Because I work with apples so regularly in my witching and
because they are symbolic of the Witch Queen herself as she moves through the
seasons changing shapes, I find a spiritual center in the high grass of the
orchards. And so, what is typically a Holy day for Christians, has become
my own personal day of exploration of personal gnosis, meditating on the power
of this liminal god who has long grown with me and long helped me grow.
I take those old charms to heart and put them to work for me
as a witch; the Apple Mother calls on me to sing, to sacrifice, to warm her
branches and shake the rot from her roots. She calls on me to awaken the
land with song, circle, cider and service:
- Take all the Yuletide greens from the home and burn them in the bonfire outside, to purify the garden.
- Sprinkle the ashes of the Yule log around the orchard for blessing and to drive away impure or restless spirits.
- Shake the frost and rot off the apple trees while imploring them to give you good fruit come summer.
- Place lucky stones on the branches of the orchard trees to encourage a bountiful year.
- Christian folk magicians may mark their doors in three crosses to banish other witches (at least, those with evil intent).
- Pour
warmed cider or good ale at the roots of the apple trees in thanks, and to
encourage them to grow.

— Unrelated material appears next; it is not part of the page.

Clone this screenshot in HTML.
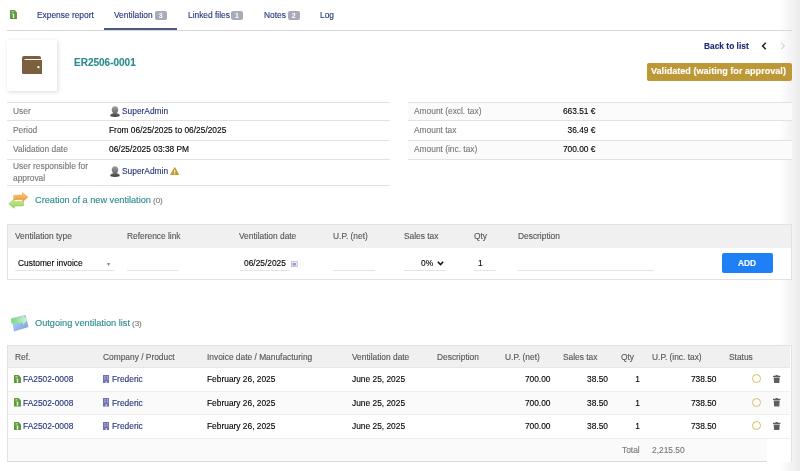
<!DOCTYPE html>
<html><head><meta charset="utf-8">
<style>
html,body{margin:0;padding:0;width:800px;height:471px;overflow:hidden;background:#fff;}
body{position:relative;font-family:"Liberation Sans",sans-serif;font-size:8.4px;color:#000;}
.a{position:absolute;white-space:nowrap;line-height:10px;will-change:transform;-webkit-text-stroke:0.12px currentColor;}
.nav{color:#25337d;}
.lbl{color:#777;}
.hd{color:#555;}
.lnk{color:#25337d;}
.r{text-align:right;}
.badge{position:absolute;will-change:transform;background:#a9abba;color:#fff;border-radius:2px;font-size:7px;font-weight:bold;text-align:center;line-height:9px;height:9px;}
</style></head><body>
<div style="position:absolute;left:779px;top:0px;width:21px;height:471px;background:linear-gradient(to right,rgba(240,240,240,0),#ebebeb)"></div>
<svg style="position:absolute;left:10px;top:10px" width="7" height="9" viewBox="0 0 7 9"><path d="M0 0.6Q0 0 0.6 0H4.6L7 2.4V8.4Q7 9 6.4 9H0.6Q0 9 0 8.4Z" fill="#5c9a3c"/><rect x="1.5" y="1.3" width="2.2" height="0.7" fill="#d6e8cc"/><rect x="1.5" y="2.8" width="2.2" height="0.7" fill="#d6e8cc"/><path d="M3.5 4V8" stroke="#e6f2df" stroke-width="1.1"/><path d="M2.4 5Q3.5 4.2 4.6 5M2.4 7Q3.5 7.8 4.6 7" stroke="#e6f2df" stroke-width="0.6" fill="none"/></svg>
<div class="a nav" style="left:37px;top:9.5px;">Expense report</div>
<div class="a nav" style="left:114px;top:9.5px;">Ventilation</div>
<div class="badge" style="left:155px;top:10.8px;width:11.5px;height:9.4px;line-height:9.4px">3</div>
<div class="a nav" style="left:187.5px;top:9.5px;">Linked files</div>
<div class="badge" style="left:231.2px;top:10.8px;width:11.8px;height:9.4px;line-height:9.4px">1</div>
<div class="a nav" style="left:263.5px;top:9.5px;">Notes</div>
<div class="badge" style="left:288px;top:10.8px;width:11.5px;height:9.4px;line-height:9.4px">2</div>
<div class="a nav" style="left:320px;top:9.5px;">Log</div>
<div style="position:absolute;left:7px;top:30px;width:785px;height:1px;background:#d8d8d8"></div>
<div style="position:absolute;left:104px;top:28px;width:73px;height:2px;background:#4a5a82"></div>
<div style="position:absolute;left:7px;top:40px;width:50px;height:51px;background:#fff;box-shadow:1px 1px 4px rgba(0,0,0,0.15)"></div>
<svg style="position:absolute;left:21.6px;top:55.8px" width="20.5" height="18.5" viewBox="0 0 20.5 18.5"><path d="M2 0H17Q19 0 19 2V4H0V2Q0 0 2 0Z" fill="#7a603e"/><path d="M0 3H18.3Q20.5 3 20.5 5.2V16.3Q20.5 18.5 18.3 18.5H2.2Q0 18.5 0 16.3Z" fill="#7a603e"/><rect x="2.6" y="3" width="17.9" height="0.95" fill="#fff"/><circle cx="16.4" cy="11.2" r="1.15" fill="#fff"/></svg>
<div class="a " style="left:74px;top:57.5px;font-size:10px;font-weight:bold;color:#2a8a8e">ER2506-0001</div>
<div class="a " style="left:704.2px;top:40.7px;font-weight:bold;color:#1f2c78">Back to list</div>
<svg style="position:absolute;left:761px;top:41.6px" width="6" height="8" viewBox="0 0 6 8"><path d="M4.8 0.8L1.6 4L4.8 7.2" stroke="#222" stroke-width="1.5" fill="none"/></svg>
<svg style="position:absolute;left:780px;top:41.6px" width="6" height="8" viewBox="0 0 6 8"><path d="M1.2 0.8L4.4 4L1.2 7.2" stroke="#d4d4d4" stroke-width="1.1" fill="none"/></svg>
<div style="position:absolute;left:647px;top:63.2px;width:145px;height:17.5px;background:#bd9836;border-radius:2px"></div>
<div class="a " style="left:651.2px;top:66.1px;font-size:9.1px;font-weight:bold;color:#fff">Validated (waiting for approval)</div>
<div style="position:absolute;left:7px;top:102px;width:383px;height:1px;background:#e2e2e2"></div>
<div style="position:absolute;left:7px;top:120px;width:383px;height:1px;background:#e2e2e2"></div>
<div style="position:absolute;left:7px;top:140px;width:383px;height:1px;background:#e2e2e2"></div>
<div style="position:absolute;left:7px;top:159px;width:383px;height:1px;background:#e2e2e2"></div>
<div style="position:absolute;left:7px;top:185px;width:383px;height:1px;background:#e2e2e2"></div>
<div class="a lbl" style="left:12.5px;top:105.7px;">User</div>
<div class="a lbl" style="left:12.5px;top:124.8px;">Period</div>
<div class="a lbl" style="left:12.5px;top:144.0px;">Validation date</div>
<div class="a lbl" style="left:12.5px;top:160.6px;line-height:11.6px">User responsible for<br>approval</div>
<svg style="position:absolute;left:109.5px;top:105.8px" width="10" height="11" viewBox="0 0 10 11"><defs><linearGradient id="ug1" x1="0" y1="0" x2="0" y2="1"><stop offset="0" stop-color="#a0a0a0"/><stop offset="0.6" stop-color="#707070"/><stop offset="1" stop-color="#3c3c3c"/></linearGradient></defs><path d="M5 0.2C7 0.2 8.3 1.8 8.3 3.8C8.3 5.4 7.5 6.6 6.6 7.2C8.6 7.6 9.8 8.4 9.8 9.5C9.8 10.5 7.8 10.9 5 10.9C2.2 10.9 0.2 10.5 0.2 9.5C0.2 8.4 1.4 7.6 3.4 7.2C2.5 6.6 1.7 5.4 1.7 3.8C1.7 1.8 3 0.2 5 0.2Z" fill="url(#ug1)"/></svg>
<div class="a lnk" style="left:122px;top:105.5px;">SuperAdmin</div>
<div class="a " style="left:108.5px;top:124.9px;">From 06/25/2025 to 06/25/2025</div>
<div class="a " style="left:108.5px;top:144.0px;">06/25/2025 03:38 PM</div>
<svg style="position:absolute;left:109.5px;top:166.4px" width="10" height="11" viewBox="0 0 10 11"><defs><linearGradient id="ug2" x1="0" y1="0" x2="0" y2="1"><stop offset="0" stop-color="#a0a0a0"/><stop offset="0.6" stop-color="#707070"/><stop offset="1" stop-color="#3c3c3c"/></linearGradient></defs><path d="M5 0.2C7 0.2 8.3 1.8 8.3 3.8C8.3 5.4 7.5 6.6 6.6 7.2C8.6 7.6 9.8 8.4 9.8 9.5C9.8 10.5 7.8 10.9 5 10.9C2.2 10.9 0.2 10.5 0.2 9.5C0.2 8.4 1.4 7.6 3.4 7.2C2.5 6.6 1.7 5.4 1.7 3.8C1.7 1.8 3 0.2 5 0.2Z" fill="url(#ug2)"/></svg>
<div class="a lnk" style="left:122px;top:166.3px;">SuperAdmin</div>
<svg style="position:absolute;left:169.7px;top:166.8px" width="9.4" height="8.6" viewBox="0 0 9.4 8.6"><path d="M4.7 0.6L8.9 7.9H0.5Z" fill="#c49a35" stroke="#c49a35" stroke-width="1" stroke-linejoin="round"/><rect x="4.2" y="2.8" width="1" height="2.8" fill="#fff"/><rect x="4.2" y="6.3" width="1" height="1" fill="#fff"/></svg>
<div style="position:absolute;left:408px;top:103px;width:384px;height:17px;background:#fbfbfb"></div>
<div style="position:absolute;left:408px;top:141px;width:384px;height:18px;background:#fbfbfb"></div>
<div style="position:absolute;left:408px;top:102px;width:384px;height:1px;background:#e2e2e2"></div>
<div style="position:absolute;left:408px;top:120px;width:384px;height:1px;background:#e2e2e2"></div>
<div style="position:absolute;left:408px;top:140px;width:384px;height:1px;background:#e2e2e2"></div>
<div style="position:absolute;left:408px;top:159px;width:384px;height:1px;background:#e2e2e2"></div>
<div class="a lbl" style="left:414px;top:105.5px;">Amount (excl. tax)</div>
<div class="a lbl" style="left:414px;top:124.5px;">Amount tax</div>
<div class="a lbl" style="left:414px;top:143.5px;">Amount (inc. tax)</div>
<div class="a r" style="left:495px;top:105.5px;width:100.5px">663.51 €</div>
<div class="a r" style="left:495px;top:124.5px;width:100.5px">36.49 €</div>
<div class="a r" style="left:495px;top:143.5px;width:100.5px">700.00 €</div>
<svg style="position:absolute;left:8px;top:192px" width="21" height="17" viewBox="0 0 21 17"><defs><linearGradient id="og" x1="0" y1="0" x2="0" y2="1"><stop offset="0" stop-color="#fbd07a"/><stop offset="1" stop-color="#eb9030"/></linearGradient><linearGradient id="gg" x1="0" y1="0" x2="0" y2="1"><stop offset="0" stop-color="#d8f2a0"/><stop offset="1" stop-color="#92cc50"/></linearGradient><linearGradient id="fo" x1="0" y1="0" x2="1" y2="0"><stop offset="0" stop-color="#fff" stop-opacity="0.25"/><stop offset="0.35" stop-color="#fff" stop-opacity="1"/></linearGradient><linearGradient id="fg" x1="0" y1="0" x2="1" y2="0"><stop offset="0.7" stop-color="#fff" stop-opacity="1"/><stop offset="1" stop-color="#fff" stop-opacity="0.4"/></linearGradient><mask id="mo"><rect width="21" height="17" fill="url(#fo)"/></mask><mask id="mg"><rect width="21" height="17" fill="url(#fg)"/></mask></defs><path d="M5.5 3.3L14.5 2.9V0.6L20 5.1L14.6 9.8V7.6L5.5 7.9Z" fill="url(#og)" stroke="#e58a2c" stroke-width="0.4" mask="url(#mo)"/><path d="M15.5 9.6L6.2 9.8V7.3L0.8 11.8L6.2 16.3V14L15.5 13.8Z" fill="url(#gg)" stroke="#7db848" stroke-width="0.5" mask="url(#mg)"/></svg>
<div class="a " style="left:35px;top:195.1px;font-size:9.2px;color:#2a8a8e">Creation of a new ventilation</div>
<div class="a " style="left:153.2px;top:196.1px;color:#777;font-size:8px">(0)</div>
<div style="position:absolute;left:7px;top:224px;width:783px;height:54px;border:1px solid #e2e2e2;background:#fff"></div>
<div style="position:absolute;left:8px;top:225px;width:783px;height:23px;background:#f0f0f0"></div>
<div class="a hd" style="left:14.5px;top:230.7px;">Ventilation type</div>
<div class="a hd" style="left:127px;top:230.7px;">Reference link</div>
<div class="a hd" style="left:238.5px;top:230.7px;">Ventilation date</div>
<div class="a hd" style="left:332.5px;top:230.7px;">U.P. (net)</div>
<div class="a hd" style="left:403.5px;top:230.7px;">Sales tax</div>
<div class="a hd" style="left:474px;top:230.7px;">Qty</div>
<div class="a hd" style="left:518px;top:230.7px;">Description</div>
<div class="a " style="left:18px;top:257.7px;">Customer invoice</div>
<div class="a " style="left:105.8px;top:258.9px;font-size:5.2px;color:#8a8a8a">&#9660;</div>
<div style="position:absolute;left:15px;top:270px;width:99px;height:1px;background:#e4e4e4"></div>
<div style="position:absolute;left:127px;top:270px;width:51px;height:1px;background:#e4e4e4"></div>
<div style="position:absolute;left:239.5px;top:270px;width:50px;height:1px;background:#e4e4e4"></div>
<div style="position:absolute;left:332.5px;top:270px;width:42px;height:1px;background:#e4e4e4"></div>
<div style="position:absolute;left:403.5px;top:270px;width:42px;height:1px;background:#e4e4e4"></div>
<div style="position:absolute;left:474px;top:270px;width:21.5px;height:1px;background:#e4e4e4"></div>
<div style="position:absolute;left:518px;top:270px;width:136px;height:1px;background:#e4e4e4"></div>
<div class="a " style="left:244px;top:257.7px;">06/25/2025</div>
<svg style="position:absolute;left:291px;top:260.6px" width="6.5" height="6" viewBox="0 0 6.5 6"><rect x="0.3" y="0.3" width="5.9" height="5.4" fill="#eef" stroke="#aab" stroke-width="0.6"/><rect x="1.5" y="2" width="3.5" height="2.5" fill="#99c"/></svg>
<div class="a " style="left:420.5px;top:257.7px;">0%</div>
<svg style="position:absolute;left:437px;top:261px" width="7" height="5" viewBox="0 0 7 5"><path d="M0.8 0.8L3.5 3.6L6.2 0.8" stroke="#111" stroke-width="1.5" fill="none"/></svg>
<div class="a " style="left:477.5px;top:257.7px;">1</div>
<div style="position:absolute;left:722px;top:253px;width:51px;height:20px;background:#1f80f5;border-radius:2px"></div>
<div class="a " style="left:738px;top:257.7px;font-weight:bold;color:#fff">ADD</div>
<svg style="position:absolute;left:10px;top:314px" width="19" height="18" viewBox="0 0 19 18"><defs><linearGradient id="bg2" x1="0" y1="0" x2="1" y2="1"><stop offset="0" stop-color="#cdd9f3"/><stop offset="1" stop-color="#6f9ce2"/></linearGradient><linearGradient id="ga" x1="0" y1="0" x2="1" y2="0"><stop offset="0" stop-color="#6adc74"/><stop offset="1" stop-color="#d4f7d4"/></linearGradient></defs><path d="M1.5 4L15.5 1L18.5 13L4 17.5Z" fill="url(#bg2)"/><path d="M1 4.5L12 3.5V1L17.5 5.5L13 11V8.5L1.5 9.5Z" fill="url(#ga)"/></svg>
<div class="a " style="left:35px;top:317.6px;font-size:9.2px;color:#2a8a8e">Outgoing ventilation list</div>
<div class="a " style="left:132.2px;top:318.9px;color:#777;font-size:8px">(3)</div>
<div style="position:absolute;left:7px;top:345px;width:783px;height:116px;border:1px solid #e2e2e2;border-bottom:none;background:#fff"></div>
<div style="position:absolute;left:8px;top:346px;width:782px;height:21px;background:#f0f0f0"></div>
<div style="position:absolute;left:8px;top:439px;width:759px;height:22px;background:#fafafa"></div>
<div style="position:absolute;left:8px;top:392px;width:782px;height:22px;background:#fafafa"></div>
<div style="position:absolute;left:8px;top:391px;width:782px;height:1px;background:#eeeeee"></div>
<div style="position:absolute;left:8px;top:414px;width:782px;height:1px;background:#eeeeee"></div>
<div style="position:absolute;left:8px;top:438px;width:782px;height:1px;background:#eeeeee"></div>
<div style="position:absolute;left:8px;top:367px;width:782px;height:1px;background:#e6e6e6"></div>
<div style="position:absolute;left:7px;top:461px;width:760px;height:1px;background:#d8d8d8"></div>
<div class="a hd" style="left:14.5px;top:351.5px;">Ref.</div>
<div class="a hd" style="left:103px;top:351.5px;">Company / Product</div>
<div class="a hd" style="left:206.5px;top:351.5px;">Invoice date / Manufacturing</div>
<div class="a hd" style="left:351.5px;top:351.5px;">Ventilation date</div>
<div class="a hd" style="left:437px;top:351.5px;">Description</div>
<div class="a hd" style="left:504.5px;top:351.5px;">U.P. (net)</div>
<div class="a hd" style="left:562.5px;top:351.5px;">Sales tax</div>
<div class="a hd" style="left:620.5px;top:351.5px;">Qty</div>
<div class="a hd" style="left:652px;top:351.5px;">U.P. (inc. tax)</div>
<div class="a hd" style="left:728.5px;top:351.5px;">Status</div>
<svg style="position:absolute;left:14.3px;top:374.8px" width="7" height="8.5" viewBox="0 0 7 8.5"><path d="M0 0.5Q0 0 0.5 0H4.6L7 2.4V8Q7 8.5 6.5 8.5H0.5Q0 8.5 0 8Z" fill="#5c9a3c"/><rect x="1.5" y="1.2" width="2.2" height="0.7" fill="#d6e8cc"/><rect x="1.5" y="2.6" width="2.2" height="0.7" fill="#d6e8cc"/><path d="M3.5 3.8V7.6" stroke="#e6f2df" stroke-width="1.1"/><path d="M2.4 4.8Q3.5 4 4.6 4.8M2.4 6.6Q3.5 7.4 4.6 6.6" stroke="#e6f2df" stroke-width="0.6" fill="none"/></svg>
<div class="a lnk" style="left:23.3px;top:374.0px;">FA2502-0008</div>
<svg style="position:absolute;left:102.9px;top:374.6px" width="6.4" height="8.6" viewBox="0 0 6.3 8.5" preserveAspectRatio="none"><rect x="0" y="0" width="6.3" height="8.5" fill="#7070ae"/><rect x="1.3" y="1.2" width="1.2" height="1.2" fill="#c8c8e4"/><rect x="3.8" y="1.2" width="1.2" height="1.2" fill="#c8c8e4"/><rect x="1.3" y="3.2" width="1.2" height="1.2" fill="#c8c8e4"/><rect x="3.8" y="3.2" width="1.2" height="1.2" fill="#c8c8e4"/><rect x="2.4" y="6" width="1.5" height="2.5" fill="#c8c8e4"/></svg>
<div class="a lnk" style="left:112.2px;top:374.0px;">Frederic</div>
<div class="a " style="left:206.5px;top:374.0px;">February 26, 2025</div>
<div class="a " style="left:351.5px;top:374.0px;">June 25, 2025</div>
<div class="a r" style="left:500px;top:374.0px;width:50.5px">700.00</div>
<div class="a r" style="left:560px;top:374.0px;width:48px">38.50</div>
<div class="a r" style="left:620px;top:374.0px;width:20px">1</div>
<div class="a r" style="left:660px;top:374.0px;width:56.5px">738.50</div>
<div style="position:absolute;left:752.2px;top:374.4px;width:7px;height:7px;border:0.85px solid #d5bd66;border-radius:50%"></div>
<svg style="position:absolute;left:773.3px;top:374.8px" width="7.4" height="8.6" viewBox="0 0 8 9" preserveAspectRatio="none"><rect x="0" y="0.8" width="8" height="1.3" fill="#5e5e5e"/><rect x="2.8" y="0" width="2.4" height="1" fill="#5e5e5e"/><path d="M0.7 2.6H7.3L6.8 8.4Q6.7 9 6.1 9H1.9Q1.3 9 1.2 8.4Z" fill="#5e5e5e"/></svg>
<svg style="position:absolute;left:14.3px;top:398.3px" width="7" height="8.5" viewBox="0 0 7 8.5"><path d="M0 0.5Q0 0 0.5 0H4.6L7 2.4V8Q7 8.5 6.5 8.5H0.5Q0 8.5 0 8Z" fill="#5c9a3c"/><rect x="1.5" y="1.2" width="2.2" height="0.7" fill="#d6e8cc"/><rect x="1.5" y="2.6" width="2.2" height="0.7" fill="#d6e8cc"/><path d="M3.5 3.8V7.6" stroke="#e6f2df" stroke-width="1.1"/><path d="M2.4 4.8Q3.5 4 4.6 4.8M2.4 6.6Q3.5 7.4 4.6 6.6" stroke="#e6f2df" stroke-width="0.6" fill="none"/></svg>
<div class="a lnk" style="left:23.3px;top:397.5px;">FA2502-0008</div>
<svg style="position:absolute;left:102.9px;top:398.1px" width="6.4" height="8.6" viewBox="0 0 6.3 8.5" preserveAspectRatio="none"><rect x="0" y="0" width="6.3" height="8.5" fill="#7070ae"/><rect x="1.3" y="1.2" width="1.2" height="1.2" fill="#c8c8e4"/><rect x="3.8" y="1.2" width="1.2" height="1.2" fill="#c8c8e4"/><rect x="1.3" y="3.2" width="1.2" height="1.2" fill="#c8c8e4"/><rect x="3.8" y="3.2" width="1.2" height="1.2" fill="#c8c8e4"/><rect x="2.4" y="6" width="1.5" height="2.5" fill="#c8c8e4"/></svg>
<div class="a lnk" style="left:112.2px;top:397.5px;">Frederic</div>
<div class="a " style="left:206.5px;top:397.5px;">February 26, 2025</div>
<div class="a " style="left:351.5px;top:397.5px;">June 25, 2025</div>
<div class="a r" style="left:500px;top:397.5px;width:50.5px">700.00</div>
<div class="a r" style="left:560px;top:397.5px;width:48px">38.50</div>
<div class="a r" style="left:620px;top:397.5px;width:20px">1</div>
<div class="a r" style="left:660px;top:397.5px;width:56.5px">738.50</div>
<div style="position:absolute;left:752.2px;top:397.9px;width:7px;height:7px;border:0.85px solid #d5bd66;border-radius:50%"></div>
<svg style="position:absolute;left:773.3px;top:398.3px" width="7.4" height="8.6" viewBox="0 0 8 9" preserveAspectRatio="none"><rect x="0" y="0.8" width="8" height="1.3" fill="#5e5e5e"/><rect x="2.8" y="0" width="2.4" height="1" fill="#5e5e5e"/><path d="M0.7 2.6H7.3L6.8 8.4Q6.7 9 6.1 9H1.9Q1.3 9 1.2 8.4Z" fill="#5e5e5e"/></svg>
<svg style="position:absolute;left:14.3px;top:421.8px" width="7" height="8.5" viewBox="0 0 7 8.5"><path d="M0 0.5Q0 0 0.5 0H4.6L7 2.4V8Q7 8.5 6.5 8.5H0.5Q0 8.5 0 8Z" fill="#5c9a3c"/><rect x="1.5" y="1.2" width="2.2" height="0.7" fill="#d6e8cc"/><rect x="1.5" y="2.6" width="2.2" height="0.7" fill="#d6e8cc"/><path d="M3.5 3.8V7.6" stroke="#e6f2df" stroke-width="1.1"/><path d="M2.4 4.8Q3.5 4 4.6 4.8M2.4 6.6Q3.5 7.4 4.6 6.6" stroke="#e6f2df" stroke-width="0.6" fill="none"/></svg>
<div class="a lnk" style="left:23.3px;top:421.0px;">FA2502-0008</div>
<svg style="position:absolute;left:102.9px;top:421.6px" width="6.4" height="8.6" viewBox="0 0 6.3 8.5" preserveAspectRatio="none"><rect x="0" y="0" width="6.3" height="8.5" fill="#7070ae"/><rect x="1.3" y="1.2" width="1.2" height="1.2" fill="#c8c8e4"/><rect x="3.8" y="1.2" width="1.2" height="1.2" fill="#c8c8e4"/><rect x="1.3" y="3.2" width="1.2" height="1.2" fill="#c8c8e4"/><rect x="3.8" y="3.2" width="1.2" height="1.2" fill="#c8c8e4"/><rect x="2.4" y="6" width="1.5" height="2.5" fill="#c8c8e4"/></svg>
<div class="a lnk" style="left:112.2px;top:421.0px;">Frederic</div>
<div class="a " style="left:206.5px;top:421.0px;">February 26, 2025</div>
<div class="a " style="left:351.5px;top:421.0px;">June 25, 2025</div>
<div class="a r" style="left:500px;top:421.0px;width:50.5px">700.00</div>
<div class="a r" style="left:560px;top:421.0px;width:48px">38.50</div>
<div class="a r" style="left:620px;top:421.0px;width:20px">1</div>
<div class="a r" style="left:660px;top:421.0px;width:56.5px">738.50</div>
<div style="position:absolute;left:752.2px;top:421.4px;width:7px;height:7px;border:0.85px solid #d5bd66;border-radius:50%"></div>
<svg style="position:absolute;left:773.3px;top:421.8px" width="7.4" height="8.6" viewBox="0 0 8 9" preserveAspectRatio="none"><rect x="0" y="0.8" width="8" height="1.3" fill="#5e5e5e"/><rect x="2.8" y="0" width="2.4" height="1" fill="#5e5e5e"/><path d="M0.7 2.6H7.3L6.8 8.4Q6.7 9 6.1 9H1.9Q1.3 9 1.2 8.4Z" fill="#5e5e5e"/></svg>
<div class="a " style="left:622px;top:444.5px;color:#777">Total</div>
<div class="a " style="left:652px;top:444.5px;color:#777">2,215.50</div>
</body></html>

A few sun-wheel cakes go a long way in
sweetening up relations between witches and apple gods.
“Oh, here we go a-wassailing among the leaves so green
and here we come a-wandering so fair to be seen--
Love and joy come to you, and to you your wassail too,
and god bless you and send you a happy New Year,
the god send you a happy New Year.”
What lovely traditions and rituals! I too use to see Christmas as nothing more than a time for consumerism and pointless stress. But now that I am researching pagan origins and folk traditions, I look forward to try to make it more spiritual for me. Thank you for such an inspiring post!